PULLMAN, Wash. – A promising but little-used type of cancer treatment has been markedly improved by researchers at Washington State University by introducing the use of tiny particles of gold and platinum. The new process creates a path to a more targeted, effective treatment that uses less drugs.
The research, led by Annie Du, a research professor in the School of Mechanical and Materials Engineering, is detailed in the journal Nanoscale.
The researchers used mesoporous core-shell gold-platinum nanoparticles to improve a type of cancer treatment called photodynamic therapy that is less invasive and has fewer side effects than other types of cancer treatment.
The treatment kills cancer cells by exposing a light-sensitive photosensitizer to light, causing a catalytic reaction that generates reactive oxygen species (ROS). But, the therapy has limited use because the photosensitizer has a short lifespan and the chemicals are hard to diffuse deep into the specific location of cancer cells.

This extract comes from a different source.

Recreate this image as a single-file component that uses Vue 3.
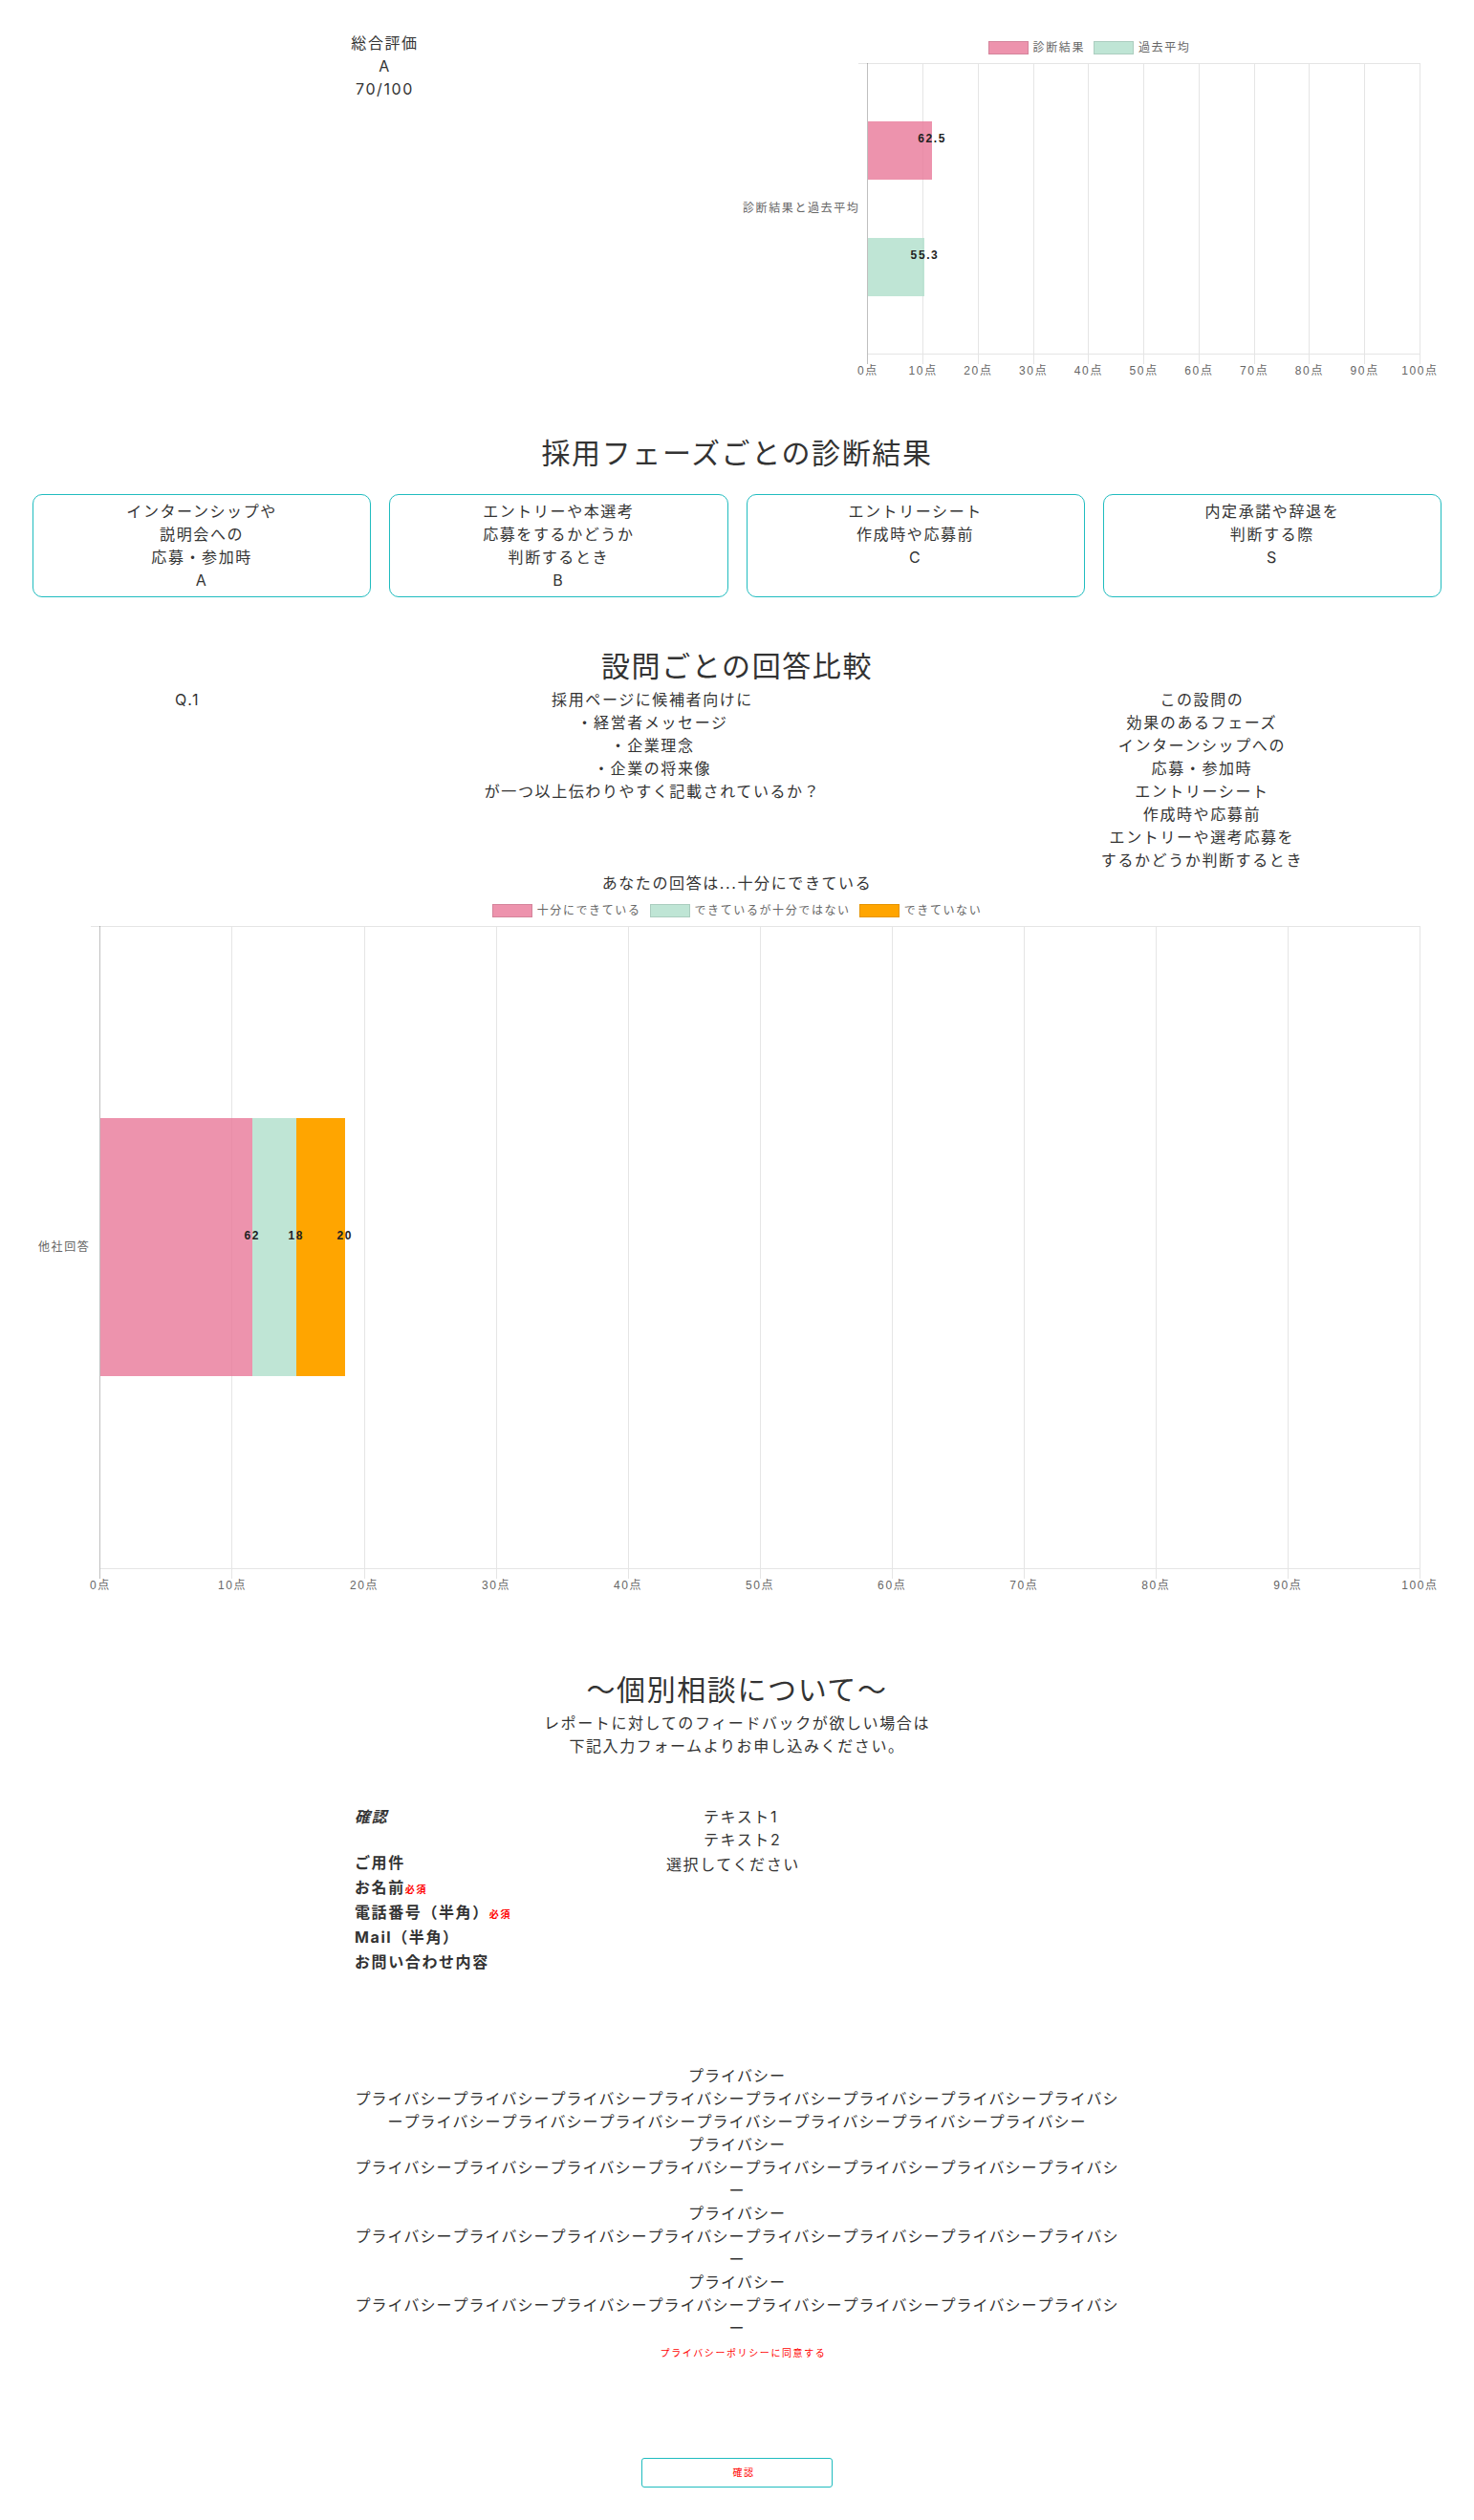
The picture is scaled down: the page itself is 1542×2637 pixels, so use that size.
<script setup>
import { ref } from 'vue'

// One data unit covers 0.185% of the plotted axis
const SCALE = 0.185
const ticks = [0, 10, 20, 30, 40, 50, 60, 70, 80, 90, 100]
const pct = (v) => v * SCALE + '%'

const scores = [
  { label: '診断結果', value: 62.5, tone: 'pink' },
  { label: '過去平均', value: 55.3, tone: 'green' },
]
const answers = [
  { label: '十分にできている', value: 62, tone: 'pink' },
  { label: 'できているが十分ではない', value: 18, tone: 'green' },
  { label: 'できていない', value: 20, tone: 'orange' },
]
const phases = [
  { lines: ['インターンシップや', '説明会への', '応募・参加時'], rank: 'A' },
  { lines: ['エントリーや本選考', '応募をするかどうか', '判断するとき'], rank: 'B' },
  { lines: ['エントリーシート', '作成時や応募前'], rank: 'C' },
  { lines: ['内定承諾や辞退を', '判断する際'], rank: 'S' },
]
const question = [
  '採用ページに候補者向けに',
  '・経営者メッセージ',
  '・企業理念',
  '・企業の将来像',
  'が一つ以上伝わりやすく記載されているか？',
]
const effective = [
  'この設問の',
  '効果のあるフェーズ',
  'インターンシップへの',
  '応募・参加時',
  'エントリーシート',
  '作成時や応募前',
  'エントリーや選考応募を',
  'するかどうか判断するとき',
]
const word = 'プライバシー'
const policies = [15, 8, 8, 8]

const kind = ref('')
const agreed = ref(false)
</script>

<template>
  <main class="page">
    <section class="summary">
      <div class="total">
        <p>総合評価</p>
        <p>A</p>
        <p>70/100</p>
      </div>
      <div class="chart">
        <div class="legend">
          <span v-for="s in scores" :key="s.label" class="legend-item">
            <i class="swatch" :class="s.tone"></i>{{ s.label }}
          </span>
        </div>
        <div class="chart-body">
          <div class="category">診断結果と過去平均</div>
          <div class="plot">
            <div class="grid"><i v-for="t in 10" :key="t"></i></div>
            <div class="bars grouped">
              <div v-for="s in scores" :key="s.label" class="bar" :class="s.tone" :style="{ width: pct(s.value) }">
                <b>{{ s.value }}</b>
              </div>
            </div>
          </div>
        </div>
        <div class="axis">
          <div class="category" aria-hidden="true">診断結果と過去平均</div>
          <div class="ticks"><span v-for="t in ticks" :key="t"><em>{{ t }}点</em></span></div>
        </div>
      </div>
    </section>

    <section class="block">
      <h2>採用フェーズごとの診断結果</h2>
      <div class="cards">
        <article v-for="p in phases" :key="p.rank" class="card">
          <p v-for="l in p.lines" :key="l">{{ l }}</p>
          <p>{{ p.rank }}</p>
        </article>
      </div>
    </section>

    <section class="block">
      <h2>設問ごとの回答比較</h2>
      <div class="question">
        <p>Q.1</p>
        <div><p v-for="l in question" :key="l">{{ l }}</p></div>
        <div><p v-for="l in effective" :key="l">{{ l }}</p></div>
      </div>
      <p>あなたの回答は...十分にできている</p>
      <div class="chart">
        <div class="legend">
          <span v-for="s in answers" :key="s.label" class="legend-item">
            <i class="swatch" :class="s.tone"></i>{{ s.label }}
          </span>
        </div>
        <div class="chart-body">
          <div class="category narrow">他社回答</div>
          <div class="plot">
            <div class="grid"><i v-for="t in 10" :key="t"></i></div>
            <div class="bars stacked">
              <div v-for="s in answers" :key="s.label" class="bar" :class="s.tone" :style="{ width: pct(s.value) }">
                <b>{{ s.value }}</b>
              </div>
            </div>
          </div>
        </div>
        <div class="axis">
          <div class="category narrow" aria-hidden="true">他社回答</div>
          <div class="ticks"><span v-for="t in ticks" :key="t"><em>{{ t }}点</em></span></div>
        </div>
      </div>
    </section>

    <section class="block contact">
      <h2>〜個別相談について〜</h2>
      <p>レポートに対してのフィードバックが欲しい場合は</p>
      <p>下記入力フォームよりお申し込みください。</p>

      <form class="form" @submit.prevent>
        <div class="row">
          <strong class="slant">確認</strong>
          <div class="texts">
            <p>テキスト1</p>
            <p>テキスト2</p>
          </div>
        </div>
        <div class="row">
          <label for="kind">ご用件</label>
          <select id="kind" v-model="kind">
            <option value="">選択してください</option>
          </select>
        </div>
        <div class="row">
          <label for="name">お名前<small>必須</small></label>
          <input id="name" type="text" />
        </div>
        <div class="row">
          <label for="tel">電話番号（半角）<small>必須</small></label>
          <input id="tel" type="tel" />
        </div>
        <div class="row">
          <label for="mail">Mail（半角）</label>
          <input id="mail" type="email" />
        </div>
        <div class="row message">
          <label for="message">お問い合わせ内容</label>
          <textarea id="message"></textarea>
        </div>

        <div class="privacy">
          <template v-for="(n, i) in policies" :key="i">
            <p>{{ word }}</p>
            <p>{{ word.repeat(n) }}</p>
          </template>
        </div>
        <div class="agree">
          <input id="agree" v-model="agreed" type="checkbox" />
          <label for="agree">プライバシーポリシーに同意する</label>
        </div>
        <button type="submit" class="submit">確認</button>
      </form>
    </section>
  </main>
</template>

<style>
body {
  margin: 0;
  background: #fff;
}
</style>

<style scoped>
.page {
  box-sizing: border-box;
  padding: 33px 34px 34px;
  color: #333;
  font: 16px/24px Inter, "Noto Sans CJK JP", sans-serif;
  letter-spacing: 0.1em;
  text-align: center;
}
p,
h2 {
  margin: 0;
}
h2 {
  font-size: 30px;
  line-height: 45px;
  font-weight: 400;
}
.summary {
  display: grid;
  grid-template-columns: 1fr 1fr;
  align-items: start;
}
.block {
  padding-top: 50px;
}
.cards {
  display: grid;
  grid-template-columns: repeat(4, 1fr);
  gap: 19px;
  margin-top: 20px;
}
.card {
  border: 1px solid #20bcbf;
  border-radius: 10px;
  padding: 5px;
}
.question {
  display: grid;
  grid-template-columns: 22% 44% 34%;
}

/* charts */
.chart {
  display: flex;
  flex-direction: column;
  box-sizing: border-box;
  aspect-ratio: 2;
  padding: 9px 22px 7px 6px;
  font: 12px/16px "Liberation Sans", "Noto Sans CJK JP", sans-serif;
  color: #666;
}
.legend {
  display: flex;
  justify-content: center;
  gap: 9px;
  margin: 0 -16px 8px 0;
}
.legend-item {
  display: flex;
  align-items: center;
  gap: 5px;
}
.swatch {
  box-sizing: border-box;
  width: 42px;
  height: 14px;
  border: 1px solid rgba(0, 0, 0, 0.1);
}
.pink {
  background-color: rgba(232, 120, 152, 0.8);
}
.green {
  background-color: rgba(175, 222, 202, 0.8);
}
.orange {
  background-color: orange;
}
.chart-body {
  flex: 1;
  display: flex;
  align-items: center;
}
.category {
  flex: none;
  padding-right: 8px;
  white-space: nowrap;
}
.category.narrow {
  padding-right: 10px;
}
.chart-body .plot {
  position: relative;
  align-self: stretch;
  flex: 1;
  border-left: 1px solid rgba(0, 0, 0, 0.25);
}
.grid {
  box-sizing: border-box;
  display: grid;
  grid-template-columns: repeat(10, 1fr);
  height: 100%;
  border: solid rgba(0, 0, 0, 0.1);
  border-width: 1px 0;
}
.grid i {
  border-right: 1px solid rgba(0, 0, 0, 0.1);
}
.plot::before {
  content: "";
  position: absolute;
  left: -10px;
  top: 0;
  width: 10px;
  height: 1px;
  background: rgba(0, 0, 0, 0.1);
}
.bars {
  position: absolute;
  inset: 0;
  display: flex;
}
.grouped {
  flex-direction: column;
  justify-content: space-evenly;
}
.grouped .bar {
  height: 20%;
}
.stacked {
  align-items: center;
}
.stacked .bar {
  height: 40%;
}
.bar {
  position: relative;
}
.bar b {
  position: absolute;
  right: 0;
  top: 50%;
  z-index: 1;
  transform: translate(50%, -20px);
  color: #222;
}
.axis {
  display: flex;
}
.axis .category {
  height: 0;
  visibility: hidden;
}
.ticks {
  flex: 1;
  display: flex;
  justify-content: space-between;
}
.ticks span {
  display: flex;
  flex-direction: column;
  align-items: center;
  width: 1px;
}
.ticks span::before {
  content: "";
  width: 1px;
  height: 10px;
  background: rgba(0, 0, 0, 0.1);
}
.ticks span:first-child::before {
  background: rgba(0, 0, 0, 0.25);
}
.ticks em {
  font-style: normal;
  line-height: 14px;
  white-space: nowrap;
}

/* contact form */
.contact {
  padding-top: 73px;
}
.form {
  max-width: 800px;
  margin: 50px auto 0;
}
.row {
  display: grid;
  grid-template-columns: 326px 1fr;
  min-height: 26px;
  text-align: left;
}
.row label,
.row strong {
  font-weight: 700;
}
.slant {
  font-style: italic;
}
.texts {
  padding-left: 39px;
}
.row:first-child {
  min-height: 48px;
}
small {
  font-size: 10px;
  color: red;
}
select,
input,
textarea {
  appearance: none;
  box-sizing: border-box;
  margin: 0;
  border: 0;
  padding: 0;
  outline: 0;
  background: none;
  color: inherit;
  font: inherit;
  letter-spacing: inherit;
  resize: none;
}
select {
  align-self: end;
  height: 24px;
}
.message {
  height: 119px;
}
.privacy {
  letter-spacing: 1px;
  font-kerning: none;
  word-break: break-all;
}
.agree {
  display: flex;
  justify-content: center;
  padding-top: 2px;
  font-size: 10px;
  color: red;
}
.agree input {
  width: 13px;
}
.submit {
  display: block;
  box-sizing: border-box;
  width: 200px;
  height: 31px;
  margin: 98px auto 0;
  padding: 0 0 0 14px;
  border: 1px solid #20bcbf;
  border-radius: 3px;
  background: #fff;
  color: red;
  font: inherit;
  font-size: 10px;
  letter-spacing: inherit;
}
</style>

Researchers used the nanoparticles to produce more ROS in the reaction, increasing the drug’s cancer killing efficiency. Because they are highly porous and have a high surface area, the nanoparticles also help to deliver more of the cancer-killing drug further into the cancer cells.
“No one has used this type of gold-platinum nanoparticles before to increase ROS levels in the cell,” said Ph.D. student Yang Song, a member of the research team. “The nanoparticles also can penetrate more easily into the cell and directly into the mitochondria, ensuring more efficiency in the killing of cancer cells.”
The gold-platinum nanoparticles, which are about hundred thousand times thinner than a human hair, also are efficient at converting laser radiation into heat and killing the cancer cell, making them promising for another cancer treatment known as photo-thermal therapy.
The nanoparticle system could potentially be used as a dual mode system for both photodynamic and photothermal therapies, said Du.
The new procedure, if approved for use, will mean fewer side effects for cancer patients, she said.
“Ours is a targeted system,” she said. “We increase drug concentration in the cancer cell itself, not in other parts of the body. This means physicians can prescribe smaller amounts of drugs.”
The researchers are planning to file for a patent on their technique.